• [Objective]:
Using the data below, gather each line that includes the word "React".

## START Data block

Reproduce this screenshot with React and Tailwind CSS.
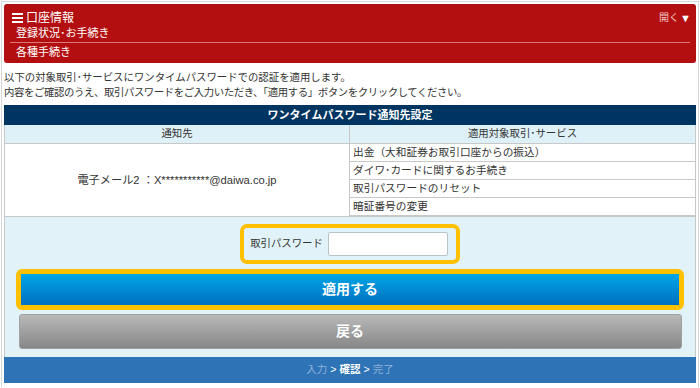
import React from "react";

const font = { fontFamily: '"Liberation Sans", "Noto Sans CJK JP", sans-serif' };

const services = [
  "出金（大和証券お取引口座からの振込）",
  "ダイワ･カードに関するお手続き",
  "取引パスワードのリセット",
  "暗証番号の変更",
];

const App = () => {
  return (
    <div
      className="m-px h-[386px] border border-b-0 border-[#d6d6d6] bg-white px-[2px] pt-[2px] text-[#333]"
      style={font}
    >
      {/* Menu header */}
      <div className="h-[59px] rounded-[3px] bg-[#b30f10] text-white">
        <div className="flex h-[22px] items-end justify-between pl-[8px] pr-[5px] pb-[1px]">
          <div className="flex items-center gap-[3px] text-[12px] leading-[14px]">
            <span className="flex w-[11px] flex-col gap-[2px]">
              <span className="h-[2px] bg-white" />
              <span className="h-[2px] bg-white" />
              <span className="h-[2px] bg-white" />
            </span>
            口座情報
          </div>
          <div className="flex items-center gap-[1px] text-[10px] leading-[14px]">
            <span className="text-[#f3c5c5]">開く</span>
            <span className="text-[11px]">▼</span>
          </div>
        </div>
        <div className="h-[16px] pl-[12px] text-[11px] leading-[14px]">登録状況･お手続き</div>
        <div className="mx-[6px] h-px bg-[#d9797a]" />
        <div className="h-[19px] pl-[12px] pt-[2px] text-[11px] leading-[14px]">各種手続き</div>
      </div>

      {/* Description */}
      <div className="pt-[7px] text-[10.4px] leading-[15px] text-[#333]">
        <p>以下の対象取引･サービスにワンタイムパスワードでの認証を適用します。</p>
        <p className="tracking-[-0.4px]">内容をご確認のうえ、取引パスワードをご入力いただき、「適用する」ボタンをクリックしてください。</p>
      </div>

      {/* Table */}
      <div className="mt-[5px]">
        <div className="flex h-[20px] items-center justify-center bg-[#003561] text-[11px] font-bold text-white">
          ワンタイムパスワード通知先設定
        </div>
        <div className="grid grid-cols-2 border-x border-[#c8c8c8] bg-[#dff1f8] text-[10.4px] leading-[18px]">
          <div className="border-b border-r border-[#c8c8c8] text-center">通知先</div>
          <div className="border-b border-[#c8c8c8] text-center">適用対象取引･サービス</div>
        </div>
        <div className="grid grid-cols-2 border-x border-[#c8c8c8] bg-white text-[10.7px]">
          <div className="flex items-center justify-center border-r border-[#c8c8c8] text-[11.2px]">
            電子メール2 ：X***********@daiwa.co.jp
          </div>
          <div className="flex flex-col">
            {services.map((s) => (
              <div key={s} className="h-[18px] border-b border-[#c8c8c8] pl-[3px] leading-[17px]">
                {s}
              </div>
            ))}
          </div>
        </div>

        {/* Actions */}
        <div className="flex h-[141px] flex-col items-center gap-[5px] border-x border-t border-[#c8c8c8] bg-[#e1f3f8] px-[11px] pt-[7px]">
          <div className="flex h-[40px] items-center gap-[5px] rounded-[7px] border-[4px] border-[#ffc000] pl-[6px] pr-[8px]">
            <span className="text-[10.4px]">取引パスワード</span>
            <input
              type="password"
              className="h-[24px] w-[120px] rounded-[2px] border border-[#b9c3c7] bg-white outline-none"
            />
          </div>
          <div className="flex h-[41px] w-full items-center rounded-[6px] border-[5px] border-[#ffc000] bg-[#ffc000]">
            <button className="flex h-full w-full items-center justify-center bg-gradient-to-b from-[#00a6e6] to-[#0070c0] text-[14px] font-bold text-white">
              適用する
            </button>
          </div>
          <button className="-mt-px flex h-[35px] w-[663px] items-center justify-center rounded-[3px] border border-[#a0a0a0] bg-gradient-to-b from-[#b9b9b9] to-[#878787] text-[14px] font-bold text-white">
            戻る
          </button>
        </div>

        {/* Steps */}
        <div className="flex h-[26px] items-center justify-center gap-[3px] bg-[#2e73b6] text-[10.5px] text-white">
          <span className="text-[#8fb1d8]">入力</span>
          <span>&gt;</span>
          <span className="font-bold">確認</span>
          <span>&gt;</span>
          <span className="text-[#8fb1d8]">完了</span>
        </div>
      </div>
    </div>
  );
};

export default App;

## END Data block

• [Task answer]:
Reproduce this screenshot with React and Tailwind CSS.
import React from "react";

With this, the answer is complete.